If you’re in the paper market on the short side, you’re more and more vulnerable to a short squeeze, because physical gold is moving very rapidly into strong hands that don’t want to sell it. Inventories are being drawn down, the GLD ETF vaults are being drawn down, and physical is getting harder and harder to find. As long as you have a paper market, then it looks good from the outside. But if the paper longs ever decided they wanted physical, you’d find the makings of a classic short squeeze. And so that could cause gold to spike on a technical basis.
And then, longer term, over three years or four years, we’re looking at a much more serious risk of financial panic and collapse and a rise in gold to significantly higher levels. I would say $5,000 to $7,000 an ounce wouldn’t surprise me.
So gold could progress to $5,000 as the currency wars heat up but as Rickards notes, also on CHines buying:

HAI: You touched on the fact that Asian demand for gold is surging. Why do you think that is? Do they know something that we don’t?
Rickards: They know we’re out to cheapen the dollar. They’re overallocated to dollars. They know that the United States has no way out of its debt problem except by inflation. And why would you want to hold dollars -- $3 trillion worth of U.S. dollars -- in a world where the Fed is going to try to inflate its way out of a debt crisis? The answer is that you wouldn’t.
I recommend gold to my clients and I buy gold myself. I can’t account for everyone else; if people don’t get it, then good luck. But it’s pretty easy to see what's going to happen.
Now, switching to Richard Russell on the Dow:

 Richard Russell:  “This site will be about the Dow formation that we see below.  This formation is known as the “megaphone formation” or the “broadening formation.”
 

The broadening formation is indicative of a market in turmoil, with sentiment swinging wildly from one way to the other.  Incredibly, the broadening formation has appeared in every major bear market since 1929.  It appeared prior to WWII in 1929.  It appeared in 1957 and 1965-66.  We saw a broadening top in 1987 and again in 1998-2000.  The most recent broadening formation we saw was in 2004 to 2008.
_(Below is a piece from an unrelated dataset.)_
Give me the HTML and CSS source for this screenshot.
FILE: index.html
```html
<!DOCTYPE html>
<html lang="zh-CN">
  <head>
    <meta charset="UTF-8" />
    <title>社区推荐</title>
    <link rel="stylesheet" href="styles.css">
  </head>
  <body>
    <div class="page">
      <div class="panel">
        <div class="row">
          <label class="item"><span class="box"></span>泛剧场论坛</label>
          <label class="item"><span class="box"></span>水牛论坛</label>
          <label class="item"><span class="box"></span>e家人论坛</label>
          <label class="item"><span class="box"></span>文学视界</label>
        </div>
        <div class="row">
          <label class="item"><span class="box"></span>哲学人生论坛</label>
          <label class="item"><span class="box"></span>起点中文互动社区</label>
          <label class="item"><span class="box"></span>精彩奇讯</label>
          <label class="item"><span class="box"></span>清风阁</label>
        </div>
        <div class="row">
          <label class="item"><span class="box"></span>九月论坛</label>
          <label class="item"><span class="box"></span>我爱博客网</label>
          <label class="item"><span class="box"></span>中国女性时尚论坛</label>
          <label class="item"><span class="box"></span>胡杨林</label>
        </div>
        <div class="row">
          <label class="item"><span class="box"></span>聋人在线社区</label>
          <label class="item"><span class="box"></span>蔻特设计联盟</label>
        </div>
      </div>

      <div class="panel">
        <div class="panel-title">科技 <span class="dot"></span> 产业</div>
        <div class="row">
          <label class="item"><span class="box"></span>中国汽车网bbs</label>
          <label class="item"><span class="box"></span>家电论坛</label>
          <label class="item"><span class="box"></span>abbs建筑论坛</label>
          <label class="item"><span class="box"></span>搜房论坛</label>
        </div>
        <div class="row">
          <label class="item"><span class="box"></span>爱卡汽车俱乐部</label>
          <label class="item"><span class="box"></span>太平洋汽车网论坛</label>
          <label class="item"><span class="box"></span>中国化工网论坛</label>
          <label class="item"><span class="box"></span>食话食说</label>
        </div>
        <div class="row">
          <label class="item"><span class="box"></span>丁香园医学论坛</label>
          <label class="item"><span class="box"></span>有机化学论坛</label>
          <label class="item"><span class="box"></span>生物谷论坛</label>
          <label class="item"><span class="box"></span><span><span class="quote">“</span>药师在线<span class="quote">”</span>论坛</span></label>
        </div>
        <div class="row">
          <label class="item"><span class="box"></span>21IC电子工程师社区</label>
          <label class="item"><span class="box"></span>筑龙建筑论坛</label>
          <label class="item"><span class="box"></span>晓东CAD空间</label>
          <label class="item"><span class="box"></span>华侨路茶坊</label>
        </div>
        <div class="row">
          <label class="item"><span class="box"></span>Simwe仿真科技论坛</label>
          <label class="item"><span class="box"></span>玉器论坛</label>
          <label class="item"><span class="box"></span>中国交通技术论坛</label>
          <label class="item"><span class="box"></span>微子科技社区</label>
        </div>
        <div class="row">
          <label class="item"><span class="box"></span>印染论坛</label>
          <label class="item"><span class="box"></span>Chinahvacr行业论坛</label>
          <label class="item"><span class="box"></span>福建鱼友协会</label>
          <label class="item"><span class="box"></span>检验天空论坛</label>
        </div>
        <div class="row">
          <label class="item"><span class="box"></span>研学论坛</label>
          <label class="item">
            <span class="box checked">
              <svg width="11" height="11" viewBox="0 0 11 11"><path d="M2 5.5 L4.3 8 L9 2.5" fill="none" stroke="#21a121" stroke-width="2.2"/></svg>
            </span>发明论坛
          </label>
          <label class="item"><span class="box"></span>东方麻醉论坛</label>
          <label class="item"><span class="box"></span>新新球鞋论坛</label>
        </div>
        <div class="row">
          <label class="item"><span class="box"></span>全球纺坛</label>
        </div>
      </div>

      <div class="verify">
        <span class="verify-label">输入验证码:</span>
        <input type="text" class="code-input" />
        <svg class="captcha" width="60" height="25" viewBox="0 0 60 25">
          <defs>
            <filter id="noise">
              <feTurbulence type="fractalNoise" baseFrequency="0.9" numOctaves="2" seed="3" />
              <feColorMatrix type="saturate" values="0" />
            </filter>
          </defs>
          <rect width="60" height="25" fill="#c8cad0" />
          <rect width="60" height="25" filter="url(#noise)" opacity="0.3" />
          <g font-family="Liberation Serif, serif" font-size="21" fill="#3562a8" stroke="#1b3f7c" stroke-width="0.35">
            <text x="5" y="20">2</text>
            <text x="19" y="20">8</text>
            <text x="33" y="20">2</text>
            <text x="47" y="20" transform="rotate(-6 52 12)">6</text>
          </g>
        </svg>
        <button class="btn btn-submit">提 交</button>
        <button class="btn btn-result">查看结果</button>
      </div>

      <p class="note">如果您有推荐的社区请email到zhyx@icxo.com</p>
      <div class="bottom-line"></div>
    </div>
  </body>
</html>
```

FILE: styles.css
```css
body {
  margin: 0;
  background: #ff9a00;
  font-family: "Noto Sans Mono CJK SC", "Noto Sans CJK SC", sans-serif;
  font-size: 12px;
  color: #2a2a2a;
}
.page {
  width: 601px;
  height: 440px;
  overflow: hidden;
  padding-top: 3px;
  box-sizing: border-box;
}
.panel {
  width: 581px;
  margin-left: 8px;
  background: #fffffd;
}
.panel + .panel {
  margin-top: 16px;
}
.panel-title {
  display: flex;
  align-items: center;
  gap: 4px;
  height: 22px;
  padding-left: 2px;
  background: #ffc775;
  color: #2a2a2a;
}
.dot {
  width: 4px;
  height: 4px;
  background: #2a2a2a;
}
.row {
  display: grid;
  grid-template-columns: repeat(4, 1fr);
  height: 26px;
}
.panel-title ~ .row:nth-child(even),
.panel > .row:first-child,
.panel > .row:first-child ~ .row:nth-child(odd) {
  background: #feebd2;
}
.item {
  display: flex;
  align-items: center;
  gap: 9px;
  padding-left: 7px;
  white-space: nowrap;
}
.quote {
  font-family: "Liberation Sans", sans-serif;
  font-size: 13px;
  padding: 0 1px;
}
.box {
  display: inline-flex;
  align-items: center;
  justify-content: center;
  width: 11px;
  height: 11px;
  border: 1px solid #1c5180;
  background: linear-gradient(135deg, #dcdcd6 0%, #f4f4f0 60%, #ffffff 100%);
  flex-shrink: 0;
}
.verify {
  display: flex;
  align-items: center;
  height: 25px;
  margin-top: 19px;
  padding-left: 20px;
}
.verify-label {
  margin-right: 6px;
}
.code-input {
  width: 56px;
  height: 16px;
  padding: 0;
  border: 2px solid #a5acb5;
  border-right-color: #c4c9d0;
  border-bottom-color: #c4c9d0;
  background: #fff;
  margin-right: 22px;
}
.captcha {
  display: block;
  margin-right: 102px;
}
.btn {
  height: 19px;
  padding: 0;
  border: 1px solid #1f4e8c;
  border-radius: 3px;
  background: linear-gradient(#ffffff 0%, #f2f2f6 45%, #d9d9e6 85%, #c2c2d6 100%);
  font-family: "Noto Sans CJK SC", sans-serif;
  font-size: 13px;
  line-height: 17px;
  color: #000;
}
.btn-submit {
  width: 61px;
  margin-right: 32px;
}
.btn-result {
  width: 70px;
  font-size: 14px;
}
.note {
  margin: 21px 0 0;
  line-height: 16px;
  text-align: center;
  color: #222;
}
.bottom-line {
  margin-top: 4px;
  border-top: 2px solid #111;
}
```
I have long speculated about the sentiment basis of broadening formations.  Each broadening formation is made up of three rising waves and two corrective waves.  As far as sentiment is concerned, I believe broadening formations are the result of wildly swinging reversals in sentiment from bearish to bullish -- and then bearish, and finally a huge swing back to extreme bullishness.  This final wave of optimism is the market's kiss of death, since this final rising wave takes stocks far above known values.

The current broadening formation is unique in that it is, by far, the largest broadening formation that I have ever seen.  Note that wave D to E has not yet touched the upper trendline.  Frankly, I don't know whether it is necessary for the Dow to make contact with the upper trendline in order to complete the formation.
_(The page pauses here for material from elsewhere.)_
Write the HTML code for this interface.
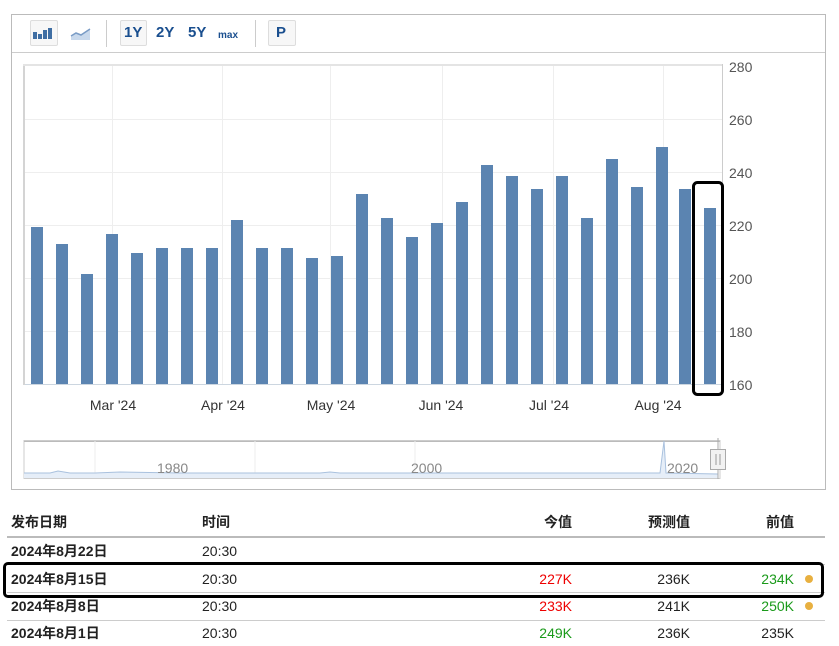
<!DOCTYPE html>
<html><head><meta charset="utf-8"><style>
body{margin:0;width:839px;height:646px;background:#fff;font-family:"Liberation Sans","Noto Sans CJK SC",sans-serif;position:relative;overflow:hidden}
.a{position:absolute}
.btn{position:absolute;top:20px;height:26px;border:1px solid #ddd;border-radius:2px;background:#f7f7f7;box-sizing:border-box}
.t{position:absolute;font-size:14px;line-height:16px;color:#222;white-space:nowrap}
.b{font-weight:bold}
.r{text-align:right}
</style></head><body>
<div class="a" style="left:11px;top:14px;width:815px;height:476px;border:1px solid #bbb;box-sizing:border-box"></div>
<div class="a" style="left:12px;top:52px;width:813px;height:1px;background:#ccc"></div>
<div class="btn" style="left:30px;width:28px"></div>
<svg class="a" style="left:33px;top:26px" width="22" height="14"><rect x="0" y="6" width="4" height="7" fill="#3f6ea3"/><rect x="5" y="8" width="4" height="5" fill="#3f6ea3"/><rect x="10" y="4" width="4" height="9" fill="#3f6ea3"/><rect x="15" y="2" width="4" height="11" fill="#3f6ea3"/></svg>
<svg class="a" style="left:70px;top:26px" width="22" height="16"><path d="M1 14 L1 10 L6 7 L11 9 L20 3 L20 14Z" fill="#c9d9ec"/><path d="M1 10 L6 7 L11 9 L20 3" stroke="#7a9cc6" stroke-width="1.5" fill="none"/></svg>
<div class="a" style="left:106px;top:20px;width:1px;height:27px;background:#ccc"></div>
<div class="btn" style="left:120px;width:27px"></div>
<div class="t b" style="left:124px;top:25px;font-size:15px;color:#1a4f8f">1Y</div>
<div class="t b" style="left:156px;top:25px;font-size:15px;color:#1a4f8f">2Y</div>
<div class="t b" style="left:188px;top:25px;font-size:15px;color:#1a4f8f">5Y</div>
<div class="t b" style="left:218px;top:28px;font-size:10px;color:#1a4f8f">max</div>
<div class="a" style="left:255px;top:20px;width:1px;height:27px;background:#ccc"></div>
<div class="btn" style="left:268px;width:28px"></div>
<div class="t b" style="left:276px;top:25px;font-size:15px;color:#1a4f8f">P</div>
<svg class="a" style="left:0;top:0" width="839" height="490">
<rect x="23" y="64" width="2" height="321" fill="#d4d4d4"/>
<rect x="23" y="64" width="699" height="2" fill="#e4e4e4"/>
<g stroke="#eee" stroke-width="1">
<line x1="25" y1="119.5" x2="722" y2="119.5"/><line x1="25" y1="172.5" x2="722" y2="172.5"/><line x1="25" y1="225.5" x2="722" y2="225.5"/><line x1="25" y1="278.5" x2="722" y2="278.5"/><line x1="25" y1="331.5" x2="722" y2="331.5"/>
<line x1="112.5" y1="66" x2="112.5" y2="384"/><line x1="222.5" y1="66" x2="222.5" y2="384"/><line x1="330.5" y1="66" x2="330.5" y2="384"/><line x1="442.5" y1="66" x2="442.5" y2="384"/><line x1="553.5" y1="66" x2="553.5" y2="384"/><line x1="663.5" y1="66" x2="663.5" y2="384"/>
</g>
<line x1="722.5" y1="64" x2="722.5" y2="385" stroke="#ccc"/>
<line x1="25" y1="384.5" x2="722" y2="384.5" stroke="#ccd6e0"/>
<g fill="#5b84b1">
<rect x="31" y="227" width="12" height="157"/><rect x="56" y="244" width="12" height="140"/><rect x="81" y="274" width="12" height="110"/><rect x="106" y="234" width="12" height="150"/><rect x="131" y="253" width="12" height="131"/><rect x="156" y="248" width="12" height="136"/><rect x="181" y="248" width="12" height="136"/><rect x="206" y="248" width="12" height="136"/><rect x="231" y="220" width="12" height="164"/><rect x="256" y="248" width="12" height="136"/><rect x="281" y="248" width="12" height="136"/><rect x="306" y="258" width="12" height="126"/><rect x="331" y="256" width="12" height="128"/><rect x="356" y="194" width="12" height="190"/><rect x="381" y="218" width="12" height="166"/><rect x="406" y="237" width="12" height="147"/><rect x="431" y="223" width="12" height="161"/><rect x="456" y="202" width="12" height="182"/><rect x="481" y="165" width="12" height="219"/><rect x="506" y="176" width="12" height="208"/><rect x="531" y="189" width="12" height="195"/><rect x="556" y="176" width="12" height="208"/><rect x="581" y="218" width="12" height="166"/><rect x="606" y="159" width="12" height="225"/><rect x="631" y="187" width="12" height="197"/><rect x="656" y="147" width="12" height="237"/><rect x="679" y="189" width="12" height="195"/><rect x="704" y="208" width="12" height="176"/>
</g>
<rect x="693.5" y="182.5" width="29" height="212" rx="4" fill="none" stroke="#000" stroke-width="3"/>
<g font-size="14" fill="#555" font-family="Liberation Sans">
<text x="729" y="72">280</text><text x="729" y="125">260</text><text x="729" y="178">240</text><text x="729" y="231">220</text><text x="729" y="284">200</text><text x="729" y="337">180</text><text x="729" y="390">160</text>
</g>
<g font-size="14" fill="#333" font-family="Liberation Sans" text-anchor="middle">
<text x="113" y="410">Mar '24</text><text x="223" y="410">Apr '24</text><text x="331" y="410">May '24</text><text x="441" y="410">Jun '24</text><text x="549" y="410">Jul '24</text><text x="658" y="410">Aug '24</text>
</g>
<rect x="24" y="440.5" width="696" height="38" fill="none" stroke="#ccc"/>
<rect x="24" y="441" width="696" height="1" fill="#bbb"/>
<g stroke="#eee"><line x1="95" y1="441" x2="95" y2="478"/><line x1="255" y1="441" x2="255" y2="478"/><line x1="415" y1="441" x2="415" y2="478"/></g>
<path d="M24 473 L50 473 L58 471 L70 473 L95 473 L120 472 L180 473 L320 473 L330 472 L340 473 L420 473 L500 473 L660 473 L664 441 L666 473 L718 474 L718 478 L24 478Z" fill="#e6eef8"/>
<path d="M24 473 L50 473 L58 471 L70 473 L95 473 L120 472 L180 473 L320 473 L330 472 L340 473 L420 473 L500 473 L660 473 L664 441 L666 473 L718 474" stroke="#a9c1de" fill="none"/>
<g font-size="14" fill="#888" font-family="Liberation Sans"><text x="157" y="473">1980</text><text x="411" y="473">2000</text><text x="667" y="473">2020</text></g>
<line x1="718" y1="438" x2="718" y2="479" stroke="#aaa"/>
<rect x="710.5" y="449.5" width="15" height="20" fill="#f2f2f2" stroke="#aaa"/>
<line x1="716" y1="454" x2="716" y2="465" stroke="#999"/><line x1="720" y1="454" x2="720" y2="465" stroke="#999"/>
</svg>
<div class="t b" style="left:11px;top:514px">发布日期</div>
<div class="t b" style="left:202px;top:514px">时间</div>
<div class="t b r" style="left:472px;width:100px;top:514px">今值</div>
<div class="t b r" style="left:590px;width:100px;top:514px">预测值</div>
<div class="t b r" style="left:694px;width:100px;top:514px">前值</div>
<div class="a" style="left:7px;top:536px;width:818px;height:2px;background:#bbb"></div>
<div class="t b" style="left:11px;top:543px">2024年8月22日</div><div class="t" style="left:202px;top:543px">20:30</div>
<div class="a" style="left:7px;top:564px;width:818px;height:1px;background:#ccc"></div>
<div class="t b" style="left:11px;top:571px">2024年8月15日</div><div class="t" style="left:202px;top:571px">20:30</div>
<div class="t r" style="left:472px;width:100px;top:571px;color:#e00">227K</div><div class="t r" style="left:590px;width:100px;top:571px">236K</div><div class="t r" style="left:694px;width:100px;top:571px;color:#1a9a1a">234K</div>
<div class="a" style="left:805px;top:575px;width:8px;height:8px;border-radius:50%;background:#e8b040"></div>
<div class="a" style="left:7px;top:592px;width:818px;height:1px;background:#ccc"></div>
<div class="t b" style="left:11px;top:598px">2024年8月8日</div><div class="t" style="left:202px;top:598px">20:30</div>
<div class="t r" style="left:472px;width:100px;top:598px;color:#e00">233K</div><div class="t r" style="left:590px;width:100px;top:598px">241K</div><div class="t r" style="left:694px;width:100px;top:598px;color:#1a9a1a">250K</div>
<div class="a" style="left:805px;top:602px;width:8px;height:8px;border-radius:50%;background:#e8b040"></div>
<div class="a" style="left:7px;top:620px;width:818px;height:1px;background:#ccc"></div>
<div class="t b" style="left:11px;top:625px">2024年8月1日</div><div class="t" style="left:202px;top:625px">20:30</div>
<div class="t r" style="left:472px;width:100px;top:625px;color:#1a9a1a">249K</div><div class="t r" style="left:590px;width:100px;top:625px">236K</div><div class="t r" style="left:694px;width:100px;top:625px">235K</div>
<div class="a" style="left:3px;top:562px;width:821px;height:36px;border:3px solid #000;border-radius:5px;box-sizing:border-box"></div>
</body></html>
If the Dow is to touch the upper trendline of the formation, the Dow will have to advance to at least 16,000, which would be an all-time high.  An interesting thesis here is that earnings alone are not the reason for the Dow advancing.  What is driving this market higher is an increase in price/earnings.  In other words, earnings have not been rising, but what has been boosting the market is investors’ sentiment.  Investors have been increasingly bullish on the market, and therefore, they have been willing to pay more and more for the same amount of earnings.
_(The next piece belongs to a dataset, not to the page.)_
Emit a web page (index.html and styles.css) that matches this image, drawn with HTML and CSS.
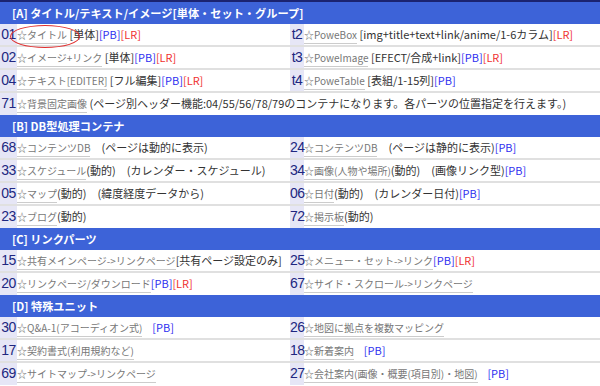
FILE: index.html
```html
<!DOCTYPE html>
<html lang="ja">
<head>
  <meta charset="UTF-8" />
  <title>パーツ一覧</title>
  <link rel="stylesheet" href="styles.css">
</head>
<body>
  <div class="menu">
    <section class="group">
      <h2 class="group-title">[A] タイトル/テキスト/イメージ[単体・セット・グループ]</h2>
      <div class="row">
        <span class="num">01</span><span class="item"><a href="#">☆タイトル</a> [単体]<span class="pb">[PB]</span><span class="lr">[LR]</span></span>
        <span class="num">t2</span><span class="item"> <a href="#">☆PoweBox</a> [img+title+text+link/anime/1-6カラム]<span class="lr">[LR]</span></span>
      </div>
      <div class="row">
        <span class="num">02</span><span class="item"><a href="#">☆イメージ+リンク</a> [単体]<span class="pb">[PB]</span><span class="lr">[LR]</span></span>
        <span class="num">t3</span><span class="item"> <a href="#">☆PoweImage</a> [EFECT/合成+link]<span class="pb">[PB]</span><span class="lr">[LR]</span></span>
      </div>
      <div class="row">
        <span class="num">04</span><span class="item"><a href="#">☆テキスト[EDITER]</a> [フル編集]<span class="pb">[PB]</span><span class="lr">[LR]</span></span>
        <span class="num">t4</span><span class="item"> <a href="#">☆PoweTable</a> [表組/1-15列]<span class="pb">[PB]</span></span>
      </div>
      <div class="row row-wide">
        <span class="num">71</span><span class="item"><a href="#">☆背景固定画像</a> (ページ別ヘッダー機能:04/55/56/78/79のコンテナになります。各パーツの位置指定を行えます。)</span>
      </div>
    </section>

    <section class="group">
      <h2 class="group-title">[B] DB型処理コンテナ</h2>
      <div class="row">
        <span class="num">68</span><span class="item"><a href="#">☆コンテンツDB</a>　(ページは動的に表示)</span>
        <span class="num">24</span><span class="item"><a href="#">☆コンテンツDB</a>　(ページは静的に表示)<span class="pb">[PB]</span></span>
      </div>
      <div class="row">
        <span class="num">33</span><span class="item"><a href="#">☆スケジュール</a>(動的)　(カレンダー・スケジュール)</span>
        <span class="num">34</span><span class="item"><a href="#">☆画像(人物や場所)</a>(動的)　(画像リンク型)<span class="pb">[PB]</span></span>
      </div>
      <div class="row">
        <span class="num">05</span><span class="item"><a href="#">☆マップ</a>(動的)　(緯度経度データから)</span>
        <span class="num">06</span><span class="item"><a href="#">☆日付</a>(動的)　(カレンダー日付)<span class="pb">[PB]</span></span>
      </div>
      <div class="row">
        <span class="num">23</span><span class="item"><a href="#">☆ブログ</a>(動的)</span>
        <span class="num">72</span><span class="item"><a href="#">☆掲示板</a>(動的)</span>
      </div>
    </section>

    <section class="group">
      <h2 class="group-title">[C] リンクパーツ</h2>
      <div class="row">
        <span class="num">15</span><span class="item"><a href="#">☆共有メインページ-&gt;リンクページ</a>[共有ページ設定のみ]</span>
        <span class="num">25</span><span class="item"><a href="#">☆メニュー・セット-&gt;リンク</a><span class="pb">[PB]</span><span class="lr">[LR]</span></span>
      </div>
      <div class="row">
        <span class="num">20</span><span class="item"><a href="#">☆リンクページ/ダウンロード</a><span class="pb">[PB]</span><span class="lr">[LR]</span></span>
        <span class="num">67</span><span class="item"><a href="#">☆サイド・スクロール-&gt;リンクページ</a></span>
      </div>
    </section>

    <section class="group">
      <h2 class="group-title">[D] 特殊ユニット</h2>
      <div class="row">
        <span class="num">30</span><span class="item"><a href="#">☆Q&amp;A-1(アコーディオン式)</a>&nbsp;&nbsp;&nbsp;&nbsp;<span class="pb">[PB]</span></span>
        <span class="num">26</span><span class="item"><a href="#">☆地図に拠点を複数マッピング</a></span>
      </div>
      <div class="row">
        <span class="num">17</span><span class="item"><a href="#">☆契約書式(利用規約など)</a></span>
        <span class="num">18</span><span class="item"><a href="#">☆新着案内</a>&nbsp;&nbsp;&nbsp;&nbsp;<span class="pb">[PB]</span></span>
      </div>
      <div class="row">
        <span class="num">69</span><span class="item"><a href="#">☆サイトマップ-&gt;リンクページ</a></span>
        <span class="num">27</span><span class="item"><a href="#">☆会社案内(画像・概要(項目別)・地図)</a>&nbsp;&nbsp;&nbsp;&nbsp;<span class="pb">[PB]</span></span>
      </div>
    </section>

    <!-- 赤丸の注釈 -->
    <span class="mark"></span>
  </div>
</body>
</html>
```

FILE: styles.css
```css
:root {
  --head: #3d63d8;
  --head-line: #1b2370;
  --num-bg: #e6e6f6;
  --num: #202680;
  --text: #333333;
  --link: #777777;
  --pb: #3030f0;
  --lr: #f03030;
  --line: #e0e0e0;
}

body {
  margin: 0;
  background: #ffffff;
  font-family: "Noto Sans CJK JP", "Noto Sans", sans-serif;
  color: var(--text);
}

.menu {
  position: relative;
  border-top: 2px solid var(--head-line);
}

.group-title {
  margin: 0;
  height: 22px;
  line-height: 22px;
  padding-left: 12px;
  background: var(--head);
  color: #ffffff;
  font-size: 11.2px;
  font-weight: 700;
}

.row {
  display: grid;
  grid-template-columns: 17px 273px 14px 1fr;
  height: 21px;
  border-bottom: 2px solid var(--line);
  font-size: 11px;
  line-height: 21px;
  white-space: nowrap;
}

.row-wide {
  grid-template-columns: 17px 1fr;
}

.group .row:last-child {
  border-bottom: none;
  height: 22px;
}

.num {
  background: var(--num-bg);
  color: var(--num);
  font-family: "Liberation Sans", Arial, sans-serif;
  font-size: 14px;
  text-align: center;
  letter-spacing: -0.5px;
}

.item {
  overflow: hidden;
}

.item a {
  color: var(--link);
  font-size: 10px;
  text-decoration: none;
  border-bottom: 1px solid #cccccc;
  padding-bottom: 1px;
}

.pb {
  color: var(--pb);
}

.lr {
  color: var(--lr);
}

.mark {
  position: absolute;
  left: 10px;
  top: 23px;
  width: 68px;
  height: 21px;
  border: 1.5px solid #e03030;
  border-radius: 50%;
}
```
I've written about this before.  The major swings in stock prices are often a result of drastic changes in the price/earnings ratio.  Investors become too bullish or too bearish about stocks.  When they become too bullish, this thrusts stocks into the dangerously overvalued zone.  The opposite is true when investors become too bearish.  Charles Dow wrote that unless there was some special reason, stocks were overvalued when dividends sank below 3.5%.

Back to the broadening formation:  In past cases, the bear market associated with a broadening formation carried to the lower trendline of the formation.  So let's consider that the current broadening formation follows the typical pattern.  In that case, we might expect the Dow to top out anywhere from its current position to a level around 16,000 or even a bit higher. 

Assuming that a major bear market will begin from wherever the Dow tops out, we can assume that the Dow will decline to at least the right end of the lower trendline of the broadening formation.  If that holds true, then we can expect the bear market will take the Dow down to at least 5,000.  That would represent a horrendous loss, although not nearly as bad as the 1929 to 1932 bear market.

I've searched my mind to try to understand what a bear market to Dow 5,000 might mean.  In the first place, I think such a bear market could involve a new monetary system.  I also think a huge bear market would see the balance of international power shift from the US to China.  Finally, the giant megaphone formation that I show could be an advance message to the effect that we must all be ready for massive and radical change.
 So between these two scenarios we could reach a Dow /Gold ration of one. Of course the timing of such an event is difficult to time. It also must be considered that if the Fed printing(QE) accelerates because of a weakening economy from $85 billion per month to something larger, then the two could meet at a much higher number than 5,000. This would be a reflection of a serious devaluation of the USD.

Conclusion:
Future Fed policy is unknowable but economic history shows time and again that markets will eventually revert to their intrinsic value irregardless of attempts at market intervention, like we've seen from the US Fed over the past five years. We cannot know if the Dow price will be inflated by a cheaper dollar due to more printing(moving the price up) or whether the Dow will fall to its intrinsic value (based on today's dollar value). We do know that gold is historically under priced relative to the US debt level that it has historically been tightly correlated with.

A conservative investor would own gold for wealth preservation. A speculator would trade the Dow based on anticipated Fed actions.